I live in a condo. There are 72 units.
When you become a condo resident, you give up some freedoms for the good
of the entire association. For example, while we may hang decorations
on our entry doors, we may not hang them beside the door on the siding.
We may put plants on our decks, but we may not hang them on the deck
walls. We each have a little patch of ground outside our entry way
where the builder landscaped. Over time plantings have died or grown too
large for the area. Those items have been removed, often by the unit
owner, and, provided the replacement is under a certain size, we may put
whatever we like in the vacant spaces. Living plants are always
acceptable. Decorative items must be "tasteful."
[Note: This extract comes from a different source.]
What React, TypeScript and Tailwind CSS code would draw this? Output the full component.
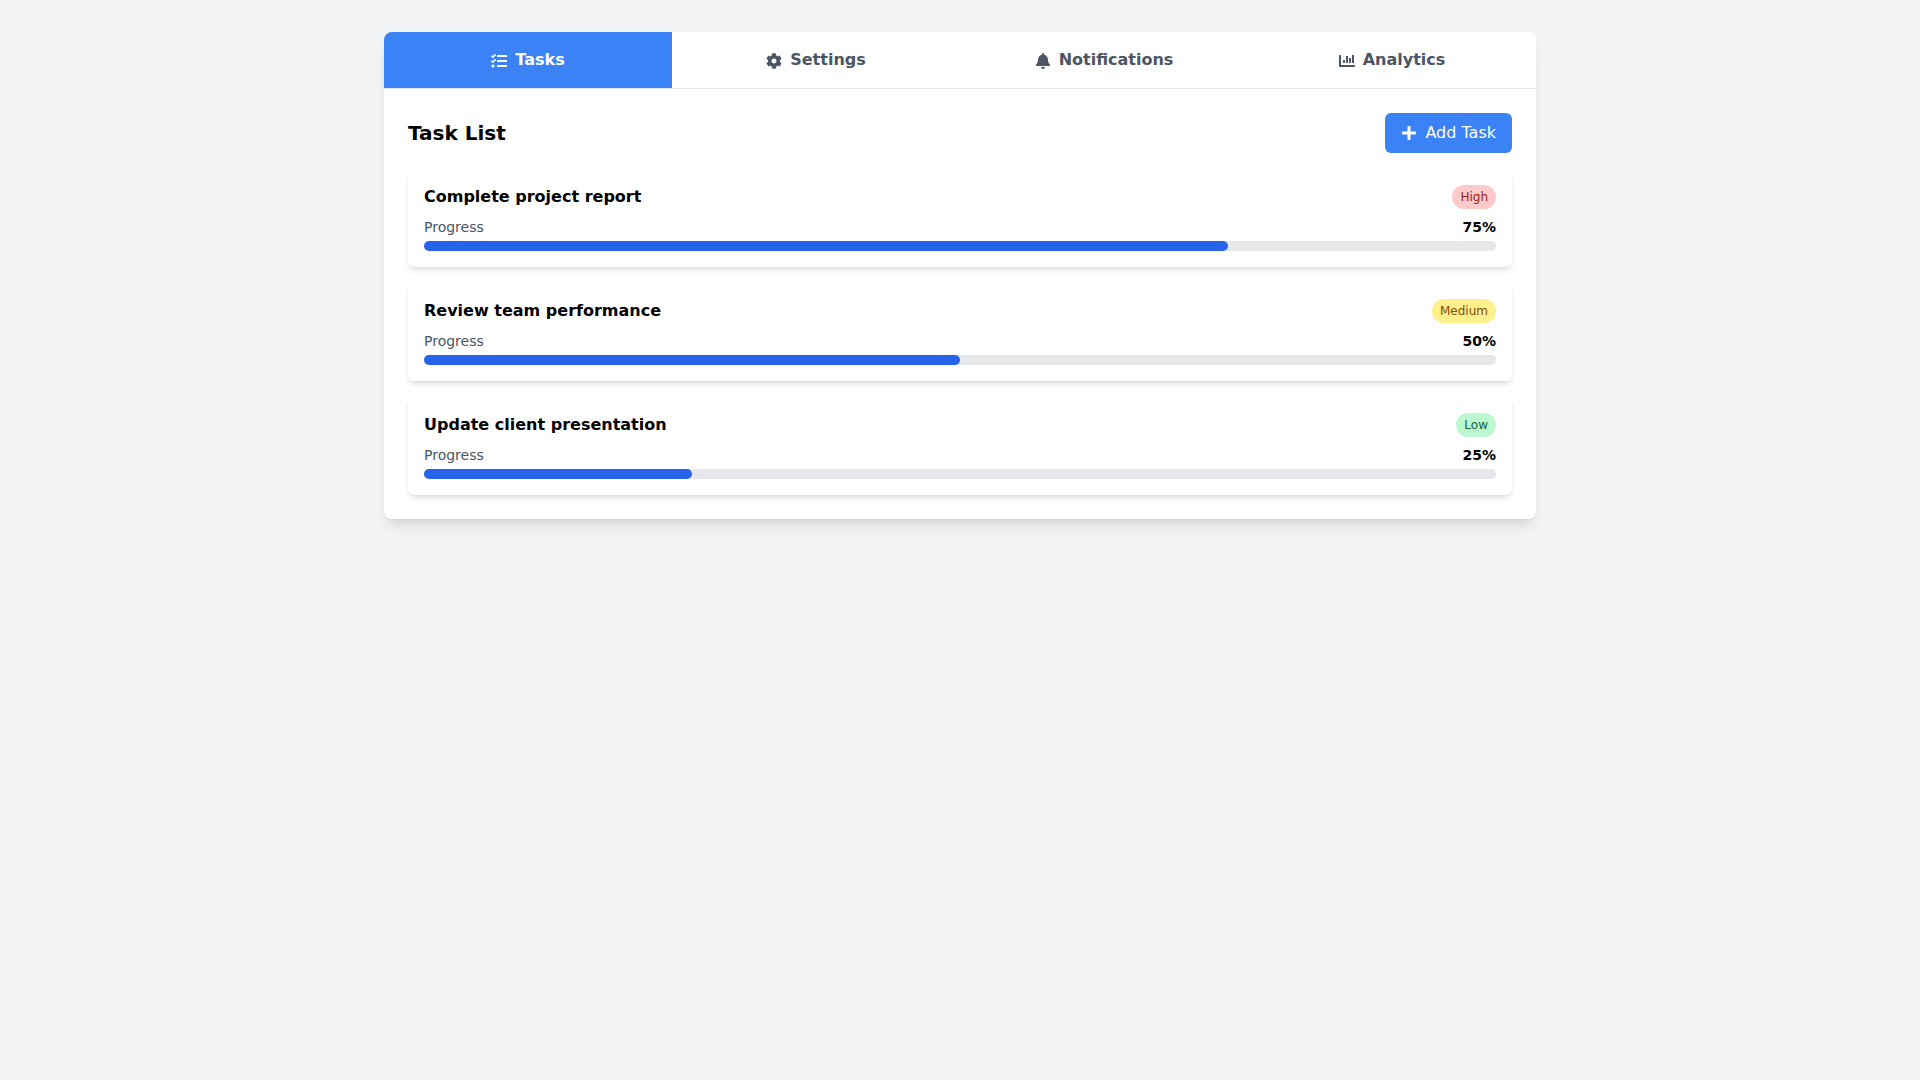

My next door neighbor has become a great
friend. She is also a "lady." M'lady's a "silk purse." I, often to her
frustration and horror, am more like a "sow's ear." Sometimes I wish to
be more like her; other times, like the one in this story, I prefer not
to be. She is meticulous about her appearance and prides herself in
always dressing appropriately. We joke that her passion is ironing. Her
taste in clothing and furnishings is classic. The colors of her garden
flowers complement her condo's interior. She regards decorative flags
some unit owners hang from their decks as tasteless.
My tale: When I turned 50, my brother gave
me two plastic pink flamingos. Those of you in the US may remember
seeing these popular items proliferating in our or the neighbors' yards
when we were kids. They became so abundant as to become trite. Declasse.
So these were a great nonsense gift for my 50th birthday seven years
ago. I proudly displayed them in my (backyard) garden for several
weeks. And then when we moved to the condo, I tucked them in the attic.
The plan: to bestow them on my brother when he turned 50.
That event is Sunday. Yesterday I brought
the flamingos down to spiff them up, to wash off the yard dirt and dust
that has accumulated. And a GREAT idea came to me! With childlike glee, I
put them in MY garden. Then I sat where I could hear and not be seen
and awaited repercussions.
M'lady's grandchildren were visiting her.
During the afternoon she and the girls came outside and shortly I could
hear a mumble of voices, and the younger child said, "....joke, Nanny?"
I could visualize M'L and the girls, standing at the edge of my garden,
M'L wondering if I had lost all sense of taste as she voiced the opinion, "This has to be a joke."
And then they were gone. I knew that as
the afternoon went on, M'L would fret about how she would tactfully tell
me the birds were ugly, awful and MUST be removed. Her unit was very
quiet ... I knew she was stewing! And, like the sow's ear I am, I was
loving it!
That evening the condo association had a
meeting and she appeared at my door to join me in our walk to the
Clubhouse. As I came out the door, she tilted her head toward the
flamingos and said, "What's this?"
I replied, "Something to make you crazy. Was I successful?"
Lord, I thought she'd never stop laughing
she was so relieved. When we returned last night, I told her I'd take
them in, not because they irritated her, I said, but because I was
afraid someone would take them.
She looked at me incredulously, and said, "Pardon me?!?" And I realized that she figured even thieves have too much taste to steal pink flamingos.
The above story occurred last year. An update:
I did take the flamingos to my brother's
and without being noticed, placed them in his garden beside the back
entry. He didn't see them. His wife did.
She allowed them to remain there less than
a week. (Ungrateful woman!) When my brother brought them back to me, I
noticed they were lying on the floor of the car's backseat and were
covered by a piece of burlap.
When I originally posted this story and
told the readers of the orphaned twins, they were immediately offered a
new home in Texas, to which I promptly sent them. I understand they now
live a privileged life and are treated well.